Hiring needs to change due to hyper-transformation

¡Viva la revolución! Business transformation as we knew it is no more. Welcome to the age of hyper-transformation.  After the disruption of recent years and the overhaul of the digital capabilities of businesses everywhere, the bar has been raised when it comes to the pace of change.

¡Viva la revolución! Business transformation as we knew it is no more. Welcome to the age of hyper-transformation. After the disruption of recent years and the overhaul of the digital capabilities of businesses everywhere, the bar has been raised when it comes to the pace of change.

What started with companies rapidly adapting to their customers, suppliers, and staff moving fully online – the average company accelerated their digitisation by the equivalent of seven years in 2020 alone – has continued with businesses accelerating the digitisation of all parts of their organisation. The International Data Corp predicts that global spending on digital transformation will hit $2.3 trillion by 2023. 

As ever, people remain the one constant amidst the chaos. New solutions and new technologies will always need people to implement and manage them. 

However, approaches to people – hiring them, specifically – need to move with the times too. People and culture departments have failed to evolve their hiring practices at the same pace. This is a dangerous mistake.

Comfortable with chaos
In this new age, agile ways of working and digitised processes have taken a hammer to traditional ideas of compartmentalised roles and departments within companies. In the space this has created, fast-moving companies need people who know how to manage change and who have multi-disciplinary experience – as opposed to a deep experience of one narrow function or skill-set.
These people are happiest when networking across teams and pushing beyond the confines of one particular role. It means they’re used to advocating, pitching and hustling – not resting until they achieve their goals. This might be supported by a broad knowledge range collected while studying wildly different subjects at school or moving between different types of jobs in different, seemingly unrelated, industries.

These people will drive hyper-transformation success because they have first-hand experience of – and the ability to deal with – the constant change that’s become our new normal.

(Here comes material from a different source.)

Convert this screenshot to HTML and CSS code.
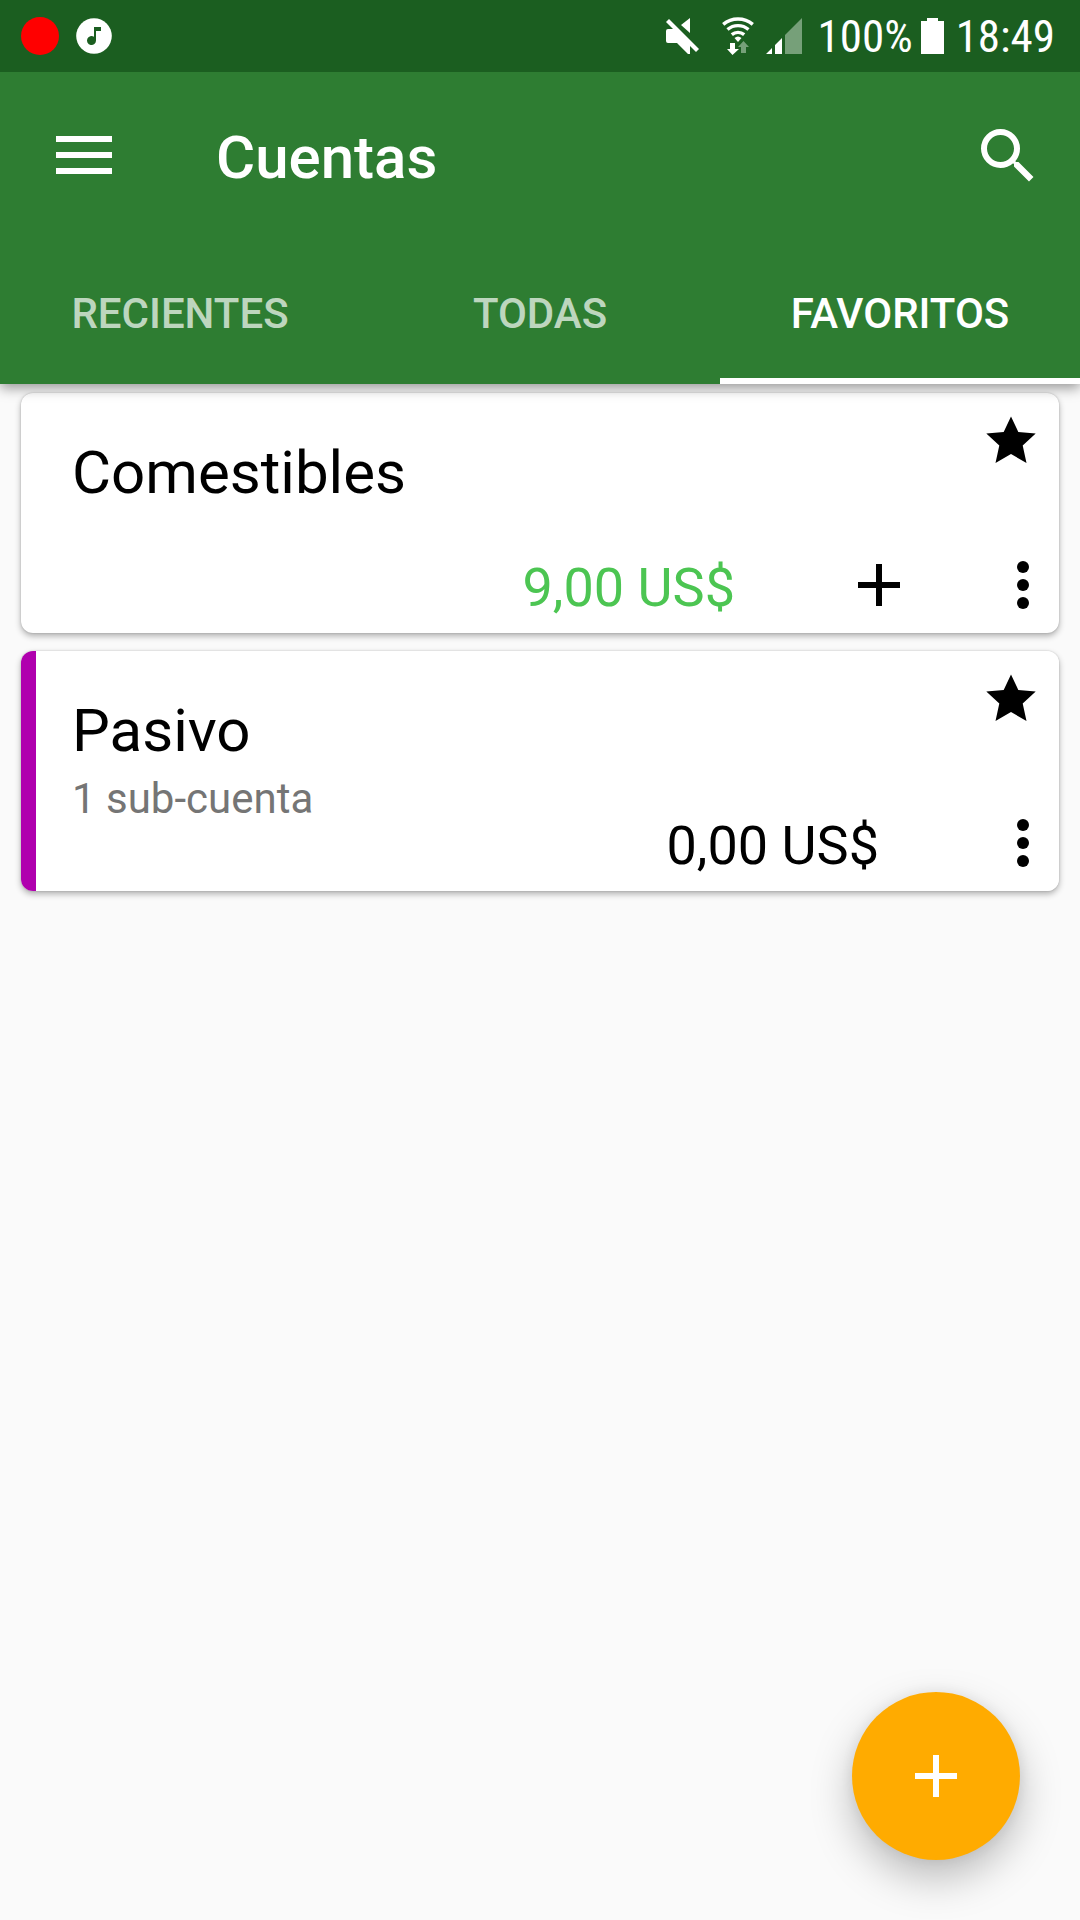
FILE: index.html
```html
<!DOCTYPE html>
<html lang="es">
<head>
<meta charset="utf-8">
<meta name="viewport" content="width=device-width, initial-scale=1">
<title>Cuentas</title>
<link rel="stylesheet" href="styles.css">
</head>
<body>
<div class="status-bar">
  <div class="status-group">
    <svg class="status-record" width="38" height="38" viewBox="0 0 38 38" aria-hidden="true"><circle cx="19" cy="19" r="19" fill="#f00"/></svg>
    <svg width="36" height="36" viewBox="0 0 36 36" aria-hidden="true"><circle cx="18" cy="18" r="17.8" fill="#fff"/><path fill="#1b5e20" d="M18 9h7v4h-5v9.500a4.500 4.500 0 1 1-2-3.700z"/></svg>
  </div>
  <div class="status-group">
    <svg class="status-mute" width="34" height="36" viewBox="0 0 34 36" aria-hidden="true"><g fill="#fff"><path d="M24 0v15L15 7z"/><path d="M2 11h8l14 14v11h-2L11 25H2a2 2 0 0 1-2-2V13a2 2 0 0 1 2-2z"/><path d="M3 1l30 30-3 3L0 4z"/></g></svg>
    <svg class="status-wifi" width="34" height="38" viewBox="0 0 34 38" aria-hidden="true"><g fill="none" stroke="#fff" stroke-width="3.400"><path d="M1.200 7.400A23 23 0 0 1 30.800 7.400"/><path d="M5.500 12.500A16.300 16.300 0 0 1 26.500 12.500"/><path d="M9.800 17.600A9.700 9.700 0 0 1 22.200 17.600"/></g><path fill="#fff" d="M12.500 21q3.500-3 7 0L16 25zM8 26h5v6h4l-6.500 6L5 32h3z"/><path fill="#76a079" d="M21.500 24l5.500 6h-3v6h-5v-6h-3z"/></svg>
    <svg class="status-signal" width="37" height="36" viewBox="0 0 37 36" aria-hidden="true"><path fill="#fff" d="M0 36l6-6v6zM9 36V27l7-7v16z"/><path fill="#76a079" d="M19 36V17L36 0v36z"/></svg>
    <span class="status-text">100%</span>
    <svg class="status-battery" width="23" height="36" viewBox="0 0 23 36" aria-hidden="true"><path fill="#fff" d="M6 0h11v3h6v33H0V3h6z"/></svg>
    <span class="status-text">18:49</span>
  </div>
</div>
<header class="app-bar">
  <div class="toolbar">
    <button class="icon-button" type="button" aria-label="Menú"><svg width="56" height="40" viewBox="0 0 56 40"><path fill="#fff" d="M0 0h56v6H0zM0 16h56v6H0zM0 32h56v6H0z"/></svg></button>
    <h1 class="toolbar-title">Cuentas</h1>
    <button class="icon-button" type="button" aria-label="Buscar"><svg width="72" height="72" viewBox="0 0 24 24"><path fill="#fff" d="M15.500 14h-.79l-.28-.27A6.471 6.471 0 0 0 16 9.500 6.500 6.500 0 1 0 9.500 16c1.610 0 3.090-.59 4.230-1.570l.27.28v.79l5 4.990L20.490 19l-4.990-5zm-6 0C7.010 14 5 11.990 5 9.500S7.010 5 9.500 5 14 7.010 14 9.500 11.990 14 9.500 14z"/></svg></button>
  </div>
  <nav class="tabs">
    <a class="tab" href="#recientes">RECIENTES</a>
    <a class="tab" href="#todas">TODAS</a>
    <a class="tab tab-active" href="#favoritos" aria-current="page">FAVORITOS</a>
  </nav>
</header>
<main class="accounts">
  <article class="card">
    <div class="card-info">
      <h2 class="card-title">Comestibles</h2>
    </div>
    <button class="icon-button card-star" type="button" aria-label="Favorito"><svg width="72" height="72" viewBox="0 0 72 72"><path d="M36 11.500l7.300 15.500 17.400 1.500-13 12 3.800 17.500-15.500-9-15.500 9 3.800-17.500-13-12 17.400-1.500z"/></svg></button>
    <div class="card-actions">
      <span class="amount amount-positive">9,00 US$</span>
      <button class="icon-button card-add" type="button" aria-label="Añadir transacción"><svg width="42" height="42" viewBox="0 0 42 42"><path d="M18 0h6v18h18v6H24v18h-6V24H0v-6h18z"/></svg></button>
      <button class="icon-button card-more" type="button" aria-label="Más opciones"><svg width="72" height="72" viewBox="0 0 72 72"><circle cx="36" cy="18" r="6"/><circle cx="36" cy="36" r="6"/><circle cx="36" cy="54" r="6"/></svg></button>
    </div>
  </article>
  <article class="card card-purple">
    <div class="card-info">
      <h2 class="card-title">Pasivo</h2>
      <p class="card-subtitle">1 sub-cuenta</p>
    </div>
    <button class="icon-button card-star" type="button" aria-label="Favorito"><svg width="72" height="72" viewBox="0 0 72 72"><path d="M36 11.500l7.300 15.500 17.400 1.500-13 12 3.800 17.500-15.500-9-15.500 9 3.800-17.500-13-12 17.400-1.500z"/></svg></button>
    <div class="card-actions">
      <span class="amount">0,00 US$</span>
      <button class="icon-button card-more" type="button" aria-label="Más opciones"><svg width="72" height="72" viewBox="0 0 72 72"><circle cx="36" cy="18" r="6"/><circle cx="36" cy="36" r="6"/><circle cx="36" cy="54" r="6"/></svg></button>
    </div>
  </article>
</main>
<button class="icon-button fab" type="button" aria-label="Nueva cuenta"><svg width="42" height="42" viewBox="0 0 42 42"><path fill="#fff" d="M18 0h6v18h18v6H24v18h-6V24H0v-6h18z"/></svg></button>
</body>
</html>
```
FILE: styles.css
```css
* {
  box-sizing: border-box;
}

body {
  margin: 0;
  min-height: 100vh;
  background: #fafafa;
  color: #000;
  font-family: Roboto, "Noto Sans", sans-serif;
}

h1,
h2,
p {
  margin: 0;
}

svg {
  display: block;
  flex: none;
}

.icon-button {
  display: flex;
  flex: none;
  align-items: center;
  justify-content: center;
  margin: 0;
  padding: 0;
  border: 0;
  background: none;
  cursor: pointer;
}

.status-bar {
  position: relative;
  z-index: 2;
  display: flex;
  align-items: center;
  justify-content: space-between;
  height: 72px;
  padding: 0 25px 0 21px;
  background: #1b5e20;
}

.status-group {
  display: flex;
  align-items: center;
}

.status-record {
  margin-right: 17px;
}

.status-mute {
  margin-right: 22px;
}

.status-wifi {
  margin-right: 10px;
}

.status-signal {
  margin-right: 15px;
}

.status-battery {
  margin: 0 12px 0 8px;
}

.status-text {
  padding-top: 2px;
  color: #fff;
  font-family: "Roboto Condensed", "Liberation Sans Narrow", Roboto, sans-serif;
  font-size: 45px;
  line-height: 54px;
}

.app-bar {
  position: relative;
  z-index: 1;
  background: #2e7d32;
  box-shadow: 0 4px 12px rgba(0, 0, 0, 0.4);
}

.toolbar {
  display: flex;
  align-items: center;
  height: 168px;
  padding: 0 36px 0 56px;
}

.toolbar-title {
  flex: 1;
  padding: 4px 0 0 104px;
  color: #fff;
  font-size: 60px;
  font-weight: 500;
  line-height: 70px;
}

.tabs {
  display: grid;
  grid-template-columns: repeat(3, 1fr);
  height: 144px;
}

.tab {
  display: flex;
  align-items: center;
  justify-content: center;
  padding-top: 10px;
  border-bottom: 6px solid transparent;
  color: rgba(255, 255, 255, 0.7);
  font-size: 42px;
  font-weight: 500;
  line-height: 50px;
  text-decoration: none;
}

.tab-active {
  border-bottom-color: #fff;
  color: #fff;
}

.accounts {
  display: grid;
  gap: 18px;
  padding: 9px 21px;
}

.card {
  display: grid;
  grid-template-columns: 1fr auto;
  grid-template-rows: 1fr auto;
  min-height: 240px;
  padding-bottom: 12px;
  border-radius: 12px;
  background: #fff;
  box-shadow: 0 3px 6px rgba(0, 0, 0, 0.3), 0 0 2px rgba(0, 0, 0, 0.2);
}

.card-purple {
  background: linear-gradient(to right, #b000ae 15px, #fff 15px);
}

.card-info {
  grid-area: 1 / 1 / 3 / 2;
  padding: 45px 0 0 51px;
}

.card-title {
  font-size: 60px;
  font-weight: 400;
  line-height: 70px;
}

.card-subtitle {
  padding-top: 8px;
  color: #757575;
  font-size: 42px;
  line-height: 50px;
}

.card-star {
  grid-area: 1 / 2;
  align-self: start;
  justify-self: end;
  padding: 12px 12px 0 0;
}

.card-actions {
  display: flex;
  grid-area: 2 / 1 / 3 / 3;
  align-items: flex-end;
  justify-content: flex-end;
}

.amount {
  margin-right: 72px;
  font-size: 54px;
  line-height: 66px;
}

.amount-positive {
  color: #4cc552;
}

.card-add {
  width: 144px;
  height: 72px;
}

.card-more {
  padding-left: 36px;
}

.fab {
  position: fixed;
  right: 60px;
  bottom: 60px;
  width: 168px;
  height: 168px;
  border-radius: 50%;
  background: #ffab00;
  box-shadow: 0 18px 42px rgba(0, 0, 0, 0.25), 0 0 16px rgba(0, 0, 0, 0.08);
}
```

All of it is worth more than pure, deep – and narrow – sector expertise.

What needs to change?
The issue I find is that these polymathic, communicative, and endlessly curious people are, through the lens of sector expertise applied in traditional hiring processes, viewed as restless, or even easily bored. 

They’re likely to be overlooked by algorithms and HR professionals alike. The latter is a more pressing concern (for now). Recruiters persist with the same old-school ‘like-for-like’ approach – keen to round up people doing the same, or very similar, roles in the same, or very similar, companies. They head straight for the same talent pools based on credentials and background, recycle old job ads, and shortlist based on a pre-defined experience criterion. 

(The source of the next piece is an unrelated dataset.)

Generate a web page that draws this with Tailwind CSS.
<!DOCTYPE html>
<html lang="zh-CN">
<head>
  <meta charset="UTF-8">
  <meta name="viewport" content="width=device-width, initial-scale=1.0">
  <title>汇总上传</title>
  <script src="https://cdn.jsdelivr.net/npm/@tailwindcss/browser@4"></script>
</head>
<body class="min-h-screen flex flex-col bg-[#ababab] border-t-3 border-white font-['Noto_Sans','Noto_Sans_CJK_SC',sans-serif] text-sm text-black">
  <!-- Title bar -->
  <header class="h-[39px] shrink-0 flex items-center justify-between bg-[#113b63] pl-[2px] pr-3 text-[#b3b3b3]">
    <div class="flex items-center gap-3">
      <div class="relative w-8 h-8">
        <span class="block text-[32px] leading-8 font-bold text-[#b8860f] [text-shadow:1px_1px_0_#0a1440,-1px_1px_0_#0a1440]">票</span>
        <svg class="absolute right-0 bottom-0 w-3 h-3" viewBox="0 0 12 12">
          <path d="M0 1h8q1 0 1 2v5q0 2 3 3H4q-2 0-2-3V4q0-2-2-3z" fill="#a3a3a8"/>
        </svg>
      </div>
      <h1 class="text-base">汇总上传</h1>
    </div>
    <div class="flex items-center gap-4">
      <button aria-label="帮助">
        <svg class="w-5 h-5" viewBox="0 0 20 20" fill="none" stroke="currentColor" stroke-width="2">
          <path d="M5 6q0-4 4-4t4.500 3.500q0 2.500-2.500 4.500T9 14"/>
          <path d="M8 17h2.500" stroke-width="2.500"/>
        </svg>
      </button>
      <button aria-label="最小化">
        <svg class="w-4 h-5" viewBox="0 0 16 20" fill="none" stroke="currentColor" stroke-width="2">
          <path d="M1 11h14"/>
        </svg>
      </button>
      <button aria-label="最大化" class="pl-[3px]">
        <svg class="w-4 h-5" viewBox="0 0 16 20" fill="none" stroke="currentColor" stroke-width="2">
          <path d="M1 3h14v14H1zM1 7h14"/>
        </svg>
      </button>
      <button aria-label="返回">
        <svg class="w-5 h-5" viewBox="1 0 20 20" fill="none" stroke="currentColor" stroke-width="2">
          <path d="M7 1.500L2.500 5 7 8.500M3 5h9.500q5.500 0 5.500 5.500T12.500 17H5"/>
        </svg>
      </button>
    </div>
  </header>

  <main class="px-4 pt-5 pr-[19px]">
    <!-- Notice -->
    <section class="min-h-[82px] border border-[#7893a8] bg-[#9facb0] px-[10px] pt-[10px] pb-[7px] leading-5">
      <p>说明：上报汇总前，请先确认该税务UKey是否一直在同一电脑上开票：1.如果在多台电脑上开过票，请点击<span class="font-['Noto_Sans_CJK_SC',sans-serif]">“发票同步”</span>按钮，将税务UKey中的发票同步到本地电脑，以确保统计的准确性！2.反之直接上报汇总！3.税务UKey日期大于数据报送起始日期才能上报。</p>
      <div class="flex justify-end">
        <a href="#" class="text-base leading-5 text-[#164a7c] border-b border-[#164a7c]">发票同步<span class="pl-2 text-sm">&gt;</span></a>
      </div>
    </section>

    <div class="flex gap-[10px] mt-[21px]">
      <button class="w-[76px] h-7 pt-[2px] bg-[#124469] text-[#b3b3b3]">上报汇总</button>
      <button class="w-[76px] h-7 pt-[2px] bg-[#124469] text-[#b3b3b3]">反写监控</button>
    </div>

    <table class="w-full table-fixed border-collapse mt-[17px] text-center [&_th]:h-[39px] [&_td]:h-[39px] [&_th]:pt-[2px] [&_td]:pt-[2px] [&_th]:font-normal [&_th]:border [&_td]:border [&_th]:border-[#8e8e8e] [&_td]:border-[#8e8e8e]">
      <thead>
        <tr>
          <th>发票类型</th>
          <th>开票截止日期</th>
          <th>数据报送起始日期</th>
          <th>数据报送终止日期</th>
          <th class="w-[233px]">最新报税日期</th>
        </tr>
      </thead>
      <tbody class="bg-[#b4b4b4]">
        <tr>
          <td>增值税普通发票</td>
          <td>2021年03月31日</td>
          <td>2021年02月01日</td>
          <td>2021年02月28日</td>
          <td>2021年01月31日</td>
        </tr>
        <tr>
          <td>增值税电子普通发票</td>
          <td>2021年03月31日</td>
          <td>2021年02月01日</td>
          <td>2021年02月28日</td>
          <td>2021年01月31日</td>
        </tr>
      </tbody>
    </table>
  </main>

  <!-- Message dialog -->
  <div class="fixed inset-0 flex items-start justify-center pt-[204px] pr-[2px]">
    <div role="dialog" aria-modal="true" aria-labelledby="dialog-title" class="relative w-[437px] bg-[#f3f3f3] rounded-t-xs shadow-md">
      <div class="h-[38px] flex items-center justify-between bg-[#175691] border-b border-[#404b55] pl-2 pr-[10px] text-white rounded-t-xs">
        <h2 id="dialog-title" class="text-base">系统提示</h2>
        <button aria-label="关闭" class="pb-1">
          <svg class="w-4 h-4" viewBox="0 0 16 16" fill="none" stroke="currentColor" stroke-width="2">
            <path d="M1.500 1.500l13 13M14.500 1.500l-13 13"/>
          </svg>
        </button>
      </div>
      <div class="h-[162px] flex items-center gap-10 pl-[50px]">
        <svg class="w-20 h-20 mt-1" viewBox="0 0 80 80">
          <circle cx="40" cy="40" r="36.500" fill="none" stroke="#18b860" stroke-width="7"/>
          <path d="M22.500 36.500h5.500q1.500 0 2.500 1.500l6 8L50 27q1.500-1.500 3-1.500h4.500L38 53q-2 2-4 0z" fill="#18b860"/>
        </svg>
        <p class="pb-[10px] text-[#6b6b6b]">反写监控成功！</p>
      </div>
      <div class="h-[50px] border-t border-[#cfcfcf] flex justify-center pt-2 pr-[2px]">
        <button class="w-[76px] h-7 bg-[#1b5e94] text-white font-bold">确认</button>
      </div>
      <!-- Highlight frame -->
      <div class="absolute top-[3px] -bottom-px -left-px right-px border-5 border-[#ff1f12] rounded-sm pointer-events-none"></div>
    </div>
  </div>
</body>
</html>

This isn’t a direct criticism of them. As Marleen Kappert, Head of People Experience at Dutch deferred payments provider Tinka, explained to me, these people are as up against it as anyone:

“Traditional ways of working in recruitment/HR reveal the hiring manager’s insecurities. Managers want a candidate with a certain educational background and experience so that they can put check marks alongside the job description and feel assured that they have selected the best candidate and done their own job properly. 

“But these checkmarks only bring a false sense of security. They’re limited to finding who looks good on paper. In times of hyper-transformation, you need people who are able to lead the change. This capability is hard to fit into a generic box.”

Opportunity
I make these observations because we have the chance to make improvements. Business advisory firm BDO reported last month the fastest employment growth in the UK labour market since February 2020, while Gartner revealed in March that over 70% of IT workers are looking to change jobs this year.

With the job market showing signs of improvement, there’s an opportunity here to start afresh with hiring processes and shape them in a way that will get the right talent in the right places in this new era.

Companies have to start by accepting that hyper-transformation is shaking up not just the technologies and tools we deploy, but everything about work – including how (and who) we hire. Nothing is set in stone anymore, and so companies need to be more engaged in their hiring processes according to Marleen:

“To select the best candidate for the job: in the first place hire for personality and cultural fit, not for academic achievements and experience alone. Every business is a people business, so I firmly believe in opening up a conversation. Technology and assessments should only be implemented to exclude bias and bring insights for personal development, not to make the hiring process more efficient.” 

Businesses must get on board. In the short term, an unsuitable hire is an expensive mistake, with the U.S Department of Labor suggesting companies can lose as much as $240,000 per mis-hired person. Even more costly though will be a failure to keep up in this new era of hyper-transformation. 

As business leaders, we know that every new hire is a drag on culture. So start retraining your talent people, evolve your hiring processes, and reach out to those restless candidates today. It’s impossible to put a price on getting this right.